***** Input rows *****
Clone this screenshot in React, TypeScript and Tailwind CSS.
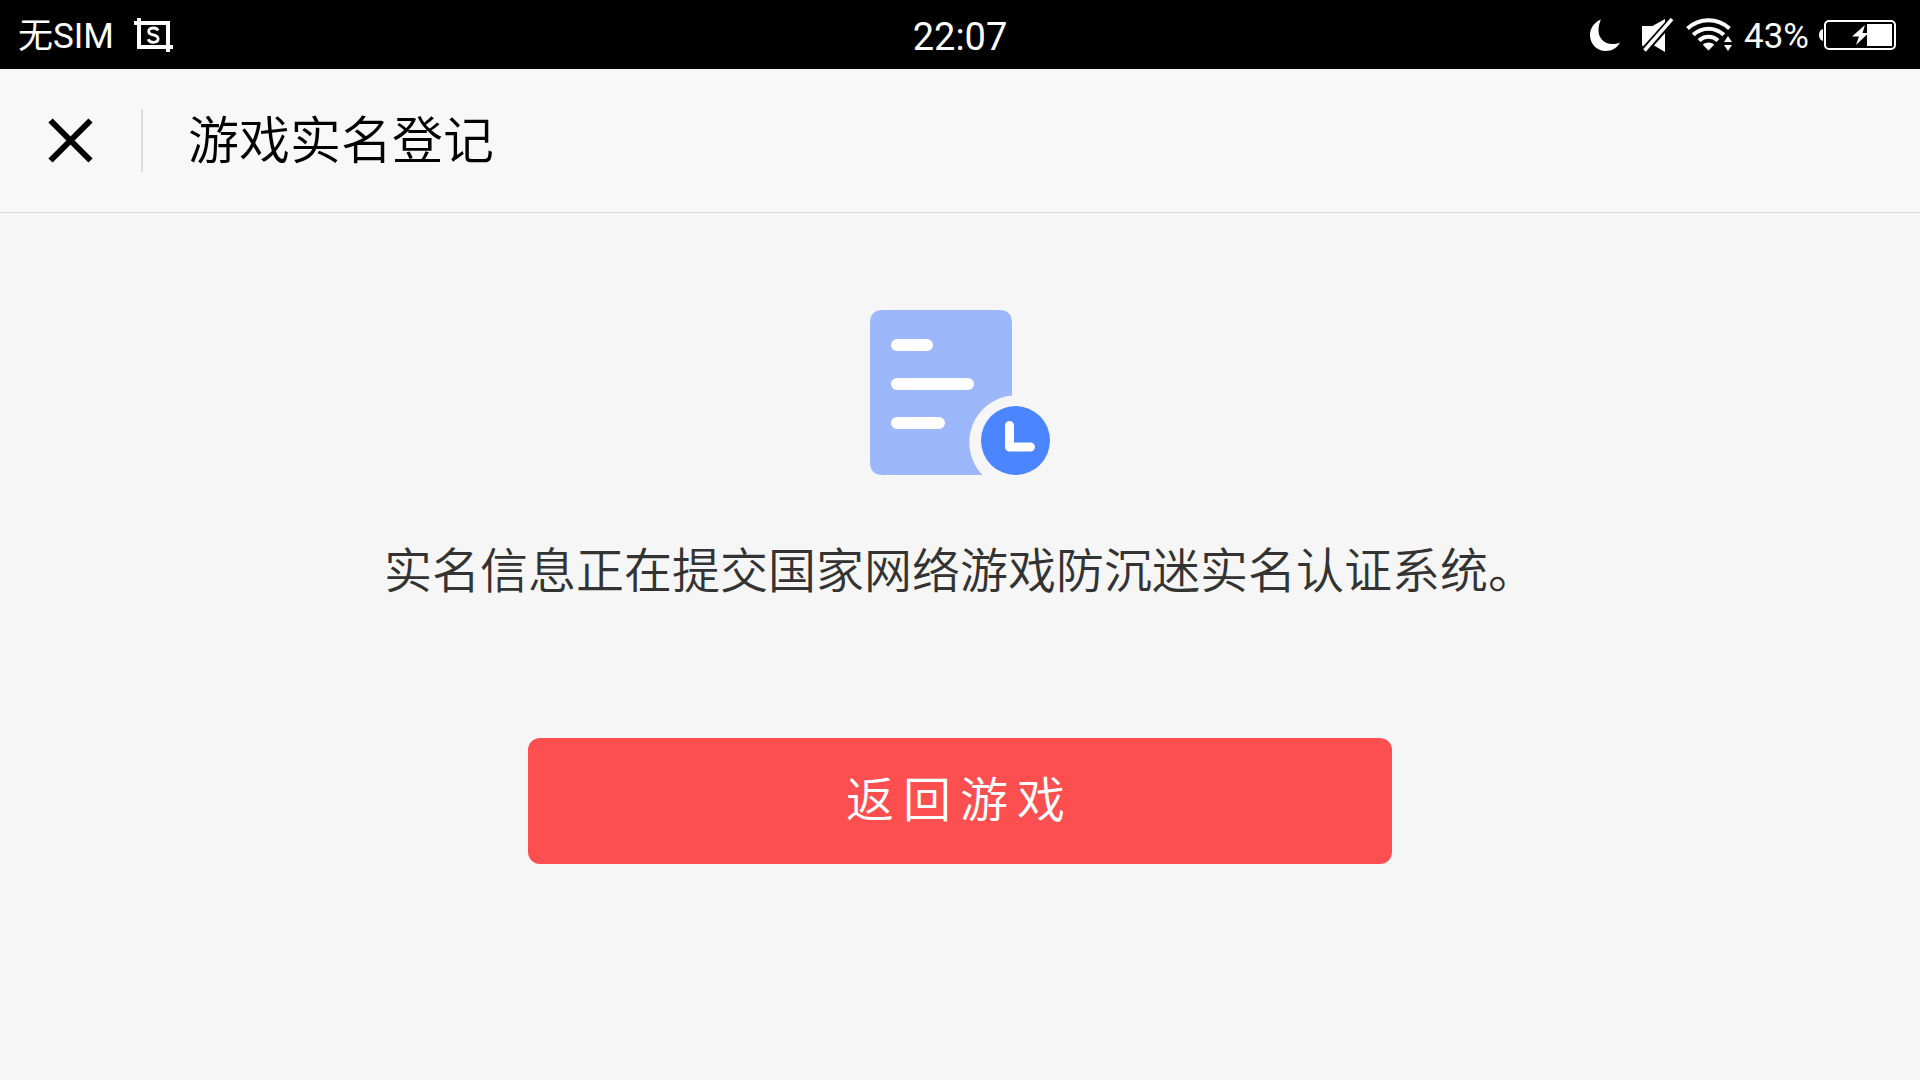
function ScreenshotIcon() {
  return (
    <svg className="h-[34px] w-[39px]" viewBox="0 0 39 34" fill="none" stroke="#fff" strokeWidth="4" aria-hidden="true">
      <path d="M5 0V29H39" />
      <path d="M0 5H34V34" />
      <path d="M24 12.5C23.4 10.8 21.6 10 19.3 10C16.5 10 14.7 11.4 14.7 13.4C14.7 15.6 16.6 16.3 19.2 16.9C22 17.5 24.1 18.3 24.1 20.8C24.1 23 22.1 24.3 19.4 24.3C16.8 24.3 14.9 23.3 14.2 21.2" strokeWidth="2.8" />
    </svg>
  );
}

function MoonIcon() {
  return (
    <svg className="h-8 w-[30px]" viewBox="0 0 30 32" fill="#fff" aria-hidden="true">
      <path d="M11 0.5C4.5 3 0 9 0 16C0 25 7 32 15.5 32C22 32 27.5 28.5 30 23.5C27.5 24.7 25 25 22.5 25C14 25 8.5 19 8.5 11.5C8.5 7.5 9.3 3.5 11 0.5Z" />
    </svg>
  );
}

function MuteIcon() {
  return (
    <svg className="h-[34px] w-8" viewBox="0 0 32 34" fill="#fff" aria-hidden="true">
      <path d="M0 8H10.5L23 1V4L1 28.5L0 27Z" />
      <path d="M23 15V34L12 27.5Z" />
      <path d="M2.5 32.5L30 1" stroke="#fff" strokeWidth="3.5" />
    </svg>
  );
}

function WifiIcon() {
  return (
    <svg className="h-[33px] w-[46px]" viewBox="0 0 46 33" fill="none" stroke="#fff" strokeWidth="4.2" aria-hidden="true">
      <path d="M1.5 10.5C13.5 -0.5 31.5 -0.5 43.5 10.5" />
      <path d="M7.2 16.8C16 8.7 29 8.7 37.8 16.8" />
      <path d="M13 22.5C18.5 17.5 26.5 17.5 32 22.5" />
      <path d="M22.5 32.5L16.8 26.7C20 23.8 25 23.8 28.2 26.7Z" fill="#fff" stroke="none" />
      <path d="M42 18L46 24H38ZM42 33L46 27H38Z" fill="#fff" stroke="none" />
    </svg>
  );
}

function BatteryIcon() {
  return (
    <svg className="h-[30px] w-[77px]" viewBox="0 0 77 30" aria-hidden="true">
      <path d="M4 9V21C1.5 20 0 18.5 0 15C0 11.5 1.5 10 4 9Z" fill="#fff" />
      <rect x="6" y="1" width="70" height="28" rx="4" fill="none" stroke="#fff" strokeWidth="2" />
      <path d="M48 4H73V26H48Z" fill="#fff" />
      <path d="M46 5L33 16.5H40L37 25L49.5 13H43.5Z" fill="#fff" />
    </svg>
  );
}

function PendingDocumentIcon() {
  return (
    <svg className="h-[165px] w-[180px]" viewBox="0 0 180 165" aria-hidden="true">
      <path
        d="M13 0H129Q142 0 142 13V85.5A47 47 0 0 0 112.5 165H13Q0 165 0 152V13Q0 0 13 0Z"
        fill="#9db7fb"
      />
      <g fill="#fff">
        <rect x="21" y="29" width="42" height="12" rx="6" />
        <rect x="21" y="68" width="83" height="12" rx="6" />
        <rect x="21" y="107" width="54" height="12" rx="6" />
      </g>
      <circle cx="145.5" cy="130.5" r="34.5" fill="#4b85ff" />
      <path d="M139.5 115.5V137H160.5" fill="none" stroke="#fff" strokeWidth="9" strokeLinecap="round" strokeLinejoin="round" />
    </svg>
  );
}

function StatusBar() {
  return (
    <div className="grid h-[69px] grid-cols-3 items-center bg-black px-[18px] text-white">
      <div className="flex items-center gap-5">
        <span className="pt-1 text-[35px] leading-none">无SIM</span>
        <ScreenshotIcon />
      </div>
      <time className="pt-1 text-center text-[38px] leading-none">22:07</time>
      <div className="flex items-center justify-end pr-1.5">
        <MoonIcon />
        <span className="w-[22px]" />
        <MuteIcon />
        <span className="w-3" />
        <WifiIcon />
        <span className="ml-3 mr-2.5 pt-1 text-[35px] leading-none">43%</span>
        <BatteryIcon />
      </div>
    </div>
  );
}

export default function App() {
  return (
    <div className="flex min-h-screen flex-col bg-[#f6f6f6] font-[Roboto,'Noto_Sans_CJK_SC',sans-serif]">
      <StatusBar />
      <header className="flex h-36 items-center border-b border-[#dcdcdc] bg-[#f8f8f8] pl-12">
        <button type="button" aria-label="关闭">
          <svg className="h-[45px] w-[45px]" viewBox="0 0 45 45" stroke="#000" strokeWidth="6" aria-hidden="true">
            <path d="M2.5 2.5L42.5 42.5M42.5 2.5L2.5 42.5" />
          </svg>
        </button>
        <span className="ml-12 h-[63px] w-0.5 bg-[#dcdcdc]" />
        <h1 className="ml-[45px] pb-1.5 font-['Noto_Sans_CJK_SC',sans-serif] text-[51px] font-[350] leading-none text-black">
          游戏实名登记
        </h1>
      </header>
      <main className="flex flex-col items-center pt-[97px] font-['Noto_Sans_CJK_SC',sans-serif]">
        <PendingDocumentIcon />
        <p className="mt-14 text-[48px] font-[350] leading-[72px] text-[#333]">
          实名信息正在提交国家网络游戏防沉迷实名认证系统。
        </p>
        <button
          type="button"
          className="mt-[135px] h-[126px] w-[45%] rounded-xl bg-[#fd4f4f] pb-2.5 text-[48px] font-[350] leading-none tracking-[9px] text-white"
        >
          返回游戏
        </button>
      </main>
    </div>
  );
}
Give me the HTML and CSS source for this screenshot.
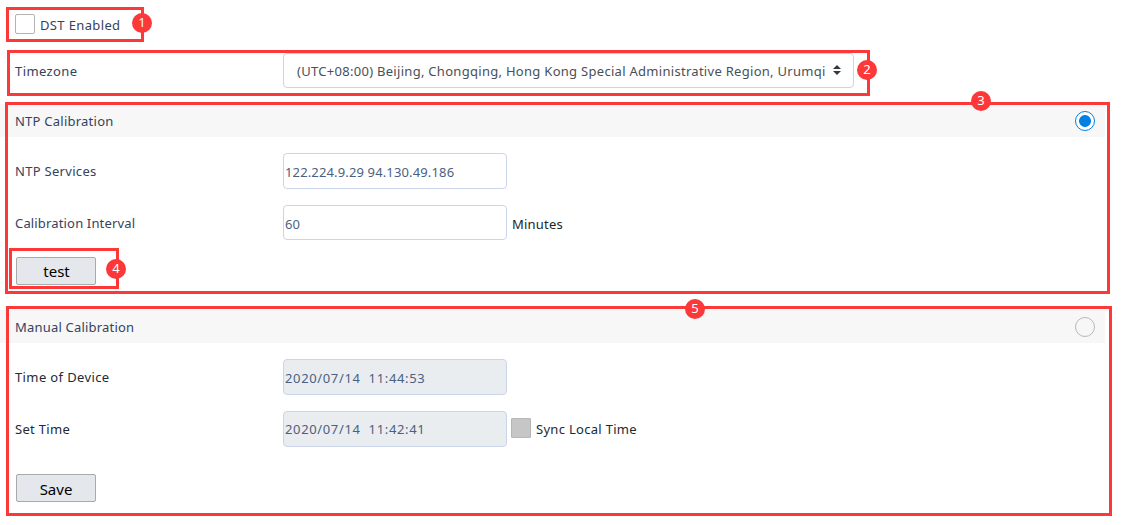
FILE: index.html
```
<!DOCTYPE html>
<html lang="en">
<head>
<meta charset="utf-8">
<title>Time Settings</title>
<link rel="stylesheet" href="styles.css">
</head>
<body>
<main class="page">
  <div class="row row-dst">
    <span class="checkbox"></span><span class="text t-dst">DST Enabled</span>
  </div>
  <div class="row row-timezone">
    <span class="label t-timezone">Timezone</span>
    <div class="select">
      <span class="text t-zone">(UTC+08:00) Beijing, Chongqing, Hong Kong Special Administrative Region, Urumqi</span>
      <svg class="arrows" width="8" height="10" viewBox="0 0 8 10"><path d="M4 0L8 4H0ZM4 10L0 6H8Z" fill="#343a40"/></svg>
    </div>
  </div>
  <section class="section">
    <header class="band"><span class="t-ntp">NTP Calibration</span><span class="radio radio-on"></span></header>
    <div class="row field-row">
      <span class="label t-services">NTP Services</span>
      <div class="input"><span class="t-ip">122.224.9.29 94.130.49.186</span></div>
    </div>
    <div class="row field-row">
      <span class="label t-interval">Calibration Interval</span>
      <div class="input input-short"><span class="t-ip">60</span></div>
      <span class="unit t-minutes">Minutes</span>
    </div>
    <button class="button button-test">test</button>
  </section>
  <section class="section section-manual">
    <header class="band"><span class="t-manual">Manual Calibration</span><span class="radio"></span></header>
    <div class="row field-row dark">
      <span class="label t-device">Time of Device</span>
      <div class="input disabled"><span class="t-date">2020/07/14&nbsp; 11:44:53</span></div>
    </div>
    <div class="row field-row dark">
      <span class="label t-set">Set Time</span>
      <div class="input disabled set-time"><span class="t-date">2020/07/14&nbsp; 11:42:41</span></div>
      <span class="checkbox checkbox-disabled"></span>
      <span class="text t-sync">Sync Local Time</span>
    </div>
    <button class="button button-save">Save</button>
  </section>
  <div class="mark mark-1"><b class="badge">1</b></div>
  <div class="mark mark-2"><b class="badge">2</b></div>
  <div class="mark mark-3"><b class="badge">3</b></div>
  <div class="mark mark-4"><b class="badge">4</b></div>
  <div class="mark mark-5"><b class="badge">5</b></div>
</main>
</body>
</html>
```
FILE: styles.css
```
* { box-sizing: border-box; }
body { margin: 0; background: #fff; }
.page {
  position: relative;
  width: 1132px;
  height: 525px;
  overflow: hidden;
  padding-top: 14px;
  font: 13px/20px "Noto Sans", "Open Sans", sans-serif;
  letter-spacing: 0.3px;
  color: #34435e;
  white-space: nowrap;
}
.row { display: flex; padding-left: 15px; }
.row-dst { height: 39px; }
.checkbox {
  flex: none;
  width: 20px;
  height: 20px;
  border: 1px solid #b3b3b3;
  border-radius: 2px;
  background: #fff;
}
.row-dst .text { margin: 1px 0 0 5px; }
.t-dst { letter-spacing: 0.36px; }
.row-timezone { height: 51px; }
.label { flex: none; width: 268px; padding-top: 8px; }
.t-timezone { letter-spacing: 0.4px; }
.t-interval { letter-spacing: 0.16px; }
.t-device { letter-spacing: 0.38px; }
.t-manual { letter-spacing: 0.2px; }
.t-ntp { letter-spacing: 0.24px; }
.select {
  display: flex;
  align-items: center;
  justify-content: space-between;
  width: 571px;
  height: 35px;
  padding: 0 12px 0 13px;
  border: 1px solid #ced4da;
  border-radius: 4px;
  color: #495057;
}
.select .text { padding-top: 1px; letter-spacing: 0.29px; }
.arrows { margin-top: -1px; }
.section { height: 206px; }
.band {
  display: flex;
  align-items: center;
  justify-content: space-between;
  width: 1105px;
  height: 33px;
  margin-bottom: 16px;
  padding: 0 10px 0 15px;
  background: #f7f7f7;
}
.radio { width: 20px; height: 20px; border: 1px solid #b8b8b8; border-radius: 50%; }
.radio-on { border-color: #0080e3; background: radial-gradient(circle, #0080e3 5.5px, #fff 6.3px); }
.field-row { height: 52px; }
.input {
  flex: none;
  width: 224px;
  height: 36px;
  padding: 8px 0 0 1px;
  border: 1px solid #cbd5e9;
  border-radius: 4px;
  color: #4c5f80;
}
.input-short { height: 35px; }
.t-ip { letter-spacing: 0.14px; }
.t-date { letter-spacing: 0.64px; }
.disabled { background: #e9edf0; }
.set-time { padding-top: 7px; }
.dark { color: #212a36; }
.unit { padding: 9px 0 0 5px; color: #212529; letter-spacing: 0.2px; }
.checkbox-disabled { margin: 7px 5px 0 4px; background: #c6c6c6; border-color: #b5b5b5; border-radius: 1px; }
.t-sync { padding-top: 8px; }
.button {
  display: block;
  width: 80px;
  height: 28px;
  margin-left: 16px;
  padding: 2px 0 0;
  border: 1px solid #aaa;
  border-radius: 2px;
  background: #e4e7ec;
  color: #000;
  font: 15px/22px "Noto Sans", sans-serif;
}
.button-test { padding: 0 0 0 1px; }
.button-save { margin-top: 11px; }
.mark { position: absolute; border: 3px solid #fc3838; }
.mark-1 { left: 6px; top: 7px; width: 138px; height: 35px; }
.mark-2 { left: 7px; top: 50px; width: 863px; height: 46px; }
.mark-3 { left: 5px; top: 102px; width: 1105px; height: 192px; }
.mark-4 { left: 9px; top: 248px; width: 110px; height: 41px; }
.mark-5 { left: 6px; top: 306px; width: 1106px; height: 210px; }
.badge {
  position: absolute;
  width: 20px;
  height: 20px;
  border-radius: 50%;
  background: #fc3838;
  color: #fff;
  font: 13px/19px "Noto Sans", sans-serif;
  letter-spacing: 0;
  text-align: center;
}
.mark-1 .badge { left: 123px; top: 3px; }
.mark-2 .badge { left: 847px; top: 7px; }
.mark-3 .badge { left: 963px; top: -14px; }
.mark-4 .badge { left: 94px; top: 8px; }
.mark-5 .badge { left: 676px; top: -10px; }
```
*****
| Task objective |
Find the lines that include the string "this", then copy each of them.

| Expected answer |
Clone this screenshot in React, TypeScript and Tailwind CSS.
Give me the HTML and CSS source for this screenshot.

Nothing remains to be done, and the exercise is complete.